Ses pièces, comme Révolte dans la maison de retraite (1993) et Le Nombril du Monde (2004), ont été saluées par la critique et ont remporté plusieurs prix, dont le prix Vojdan Cernodrinski. Son roman Le Nombril du Monde a également connu un grand succès en Macédoine, devenant un best-seller. Andonovski est un auteur engagé, dont les œuvres explorent les paradoxes de la société macédonienne post-yougoslave, tout en cherchant à comprendre les tensions culturelles et politiques de son époque.

Une pièce qui résonne au-delà des frontières

Cunégonde en Karlaland est une œuvre qui dépasse largement le cadre macédonien pour aborder des questions universelles. Le texte, à la fois drôle, absurde et profondément critique, interroge la place de l’individu dans un monde globalisé et déconnecté de ses racines. La pièce de Venko Andonovski s’inscrit dans une tradition de théâtre qui, tout en étant ancrée dans une réalité locale, touche à des problématiques contemporaines auxquelles le public de tous horizons peut s’identifier.
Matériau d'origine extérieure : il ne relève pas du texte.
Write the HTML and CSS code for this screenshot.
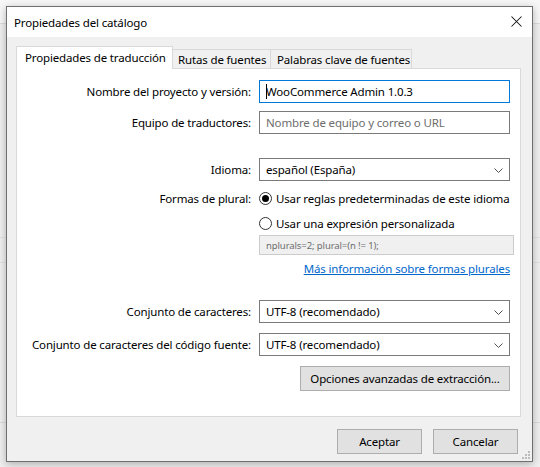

La pièce a été créée au Théâtre Dramatique de Skopje, mais elle a également été présentée sur des scènes internationales, et figure parmi les 120 meilleures pièces contemporaines sélectionnées par la Convention du Théâtre Européen. Cette reconnaissance témoigne de l’impact de l’œuvre et de l’importance de Venko Andonovski sur la scène théâtrale mondiale.

Conclusion : un théâtre vivant et pertinent

Avec Cunégonde en Karlaland, Venko Andonovski propose un théâtre qui ne se contente pas de divertir, mais qui pousse également à la réflexion. Entre farce, critique sociale et fable philosophique, la pièce nous invite à repenser nos rapports à l’Europe et à la mondialisation, tout en nous offrant une vision unique et décalée de la société macédonienne contemporaine. L’humour, l’irrévérence et l’intelligence de cette œuvre en font un incontournable pour ceux qui souhaitent comprendre les enjeux culturels et sociaux des Balkans d’aujourd’hui.